En Schoenstatt hay muchas esferas de poder. Todos podemos tener un poco de mando, de control, de decisión. Hay muchos proyectos y sueños. Todos podemos encontrar nuestro lugar. Pero a veces vemos nuestro lugar desde la óptica del poder. Porque el hecho de opinar ya es poder. Tener información es tener poder. Hay otros carismas más jerárquicos y verticales, donde una instancia decide y los demás obedecen y ejecutan. En Schoenstatt predomina la horizontalidad y el trabajo en común, el consenso. Todos tienen responsabilidades. A todos nos pueden preguntar la opinión y nuestra opinión siempre importa y es tomada en cuenta. El hecho de estar informados sobre lo que ocurre ya es poder. Que nos pidan nuestra opinión y cuenten con ella es poder. El miedo a que nos impongan algo desde fuera es miedo a perder la libertad.

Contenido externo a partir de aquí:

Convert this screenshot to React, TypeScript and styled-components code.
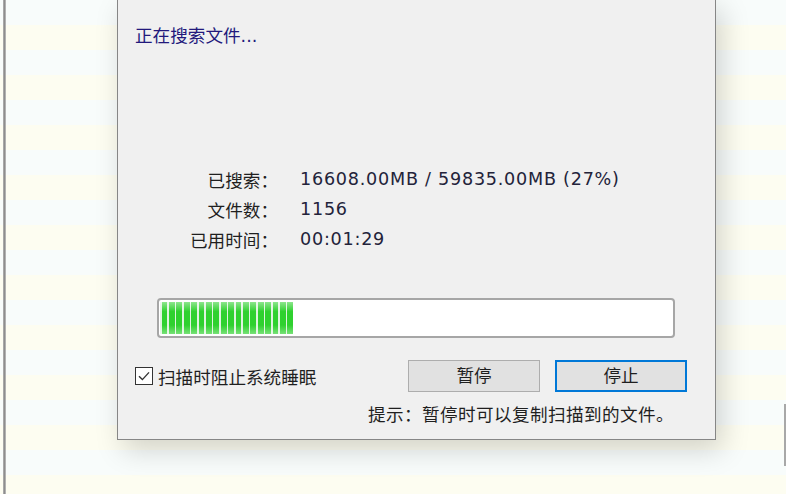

Porque somos libres y gritamos que queremos que nos respeten. Por eso nos defendemos de lo que viene de fuera, de otras comunidades, de otros países. Nos falta humildad, tal vez. El poder sin humildad se hace dictatorial, busca imponer su verdad. Ese poder no escucha, no toma en cuenta lo que es diferente. Nuestro poder es el de María, que sirve como esclava. Es el de Cristo, que se hace uno entre tantos, que va como cordero llevado al matadero, que muere solo en la cruz, abandonado. El amor no se impone nunca, sólo se propone, se ofrece, se dona. El servicio en Schoenstatt es nuestro poder, el poder del amor. No podemos olvidarlo. Siempre desde la humildad, y siempre sabiendo que pasará nuestra hora, nuestro momento. Llegará el día en el que ya no nos pregunten, ya no seamos útiles. En ese momento tendremos que aceptar con humildad que no es nuestra hora. Pusimos nuestra piedra, ahora otros ponen la suya. Construimos en fidelidad los unos con los otros. Pero lo más bonito es que, como en Schoenstatt no prima la eficacia, siempre seremos importantes, siempre sumaremos y tendremos valor, porque para Dios somos los más valiosos y queridos. Él ha inscrito en su alma nuestros nombres para siempre. Nuestro ideal personal, nuestra vida, su sueño, nuestro sueño.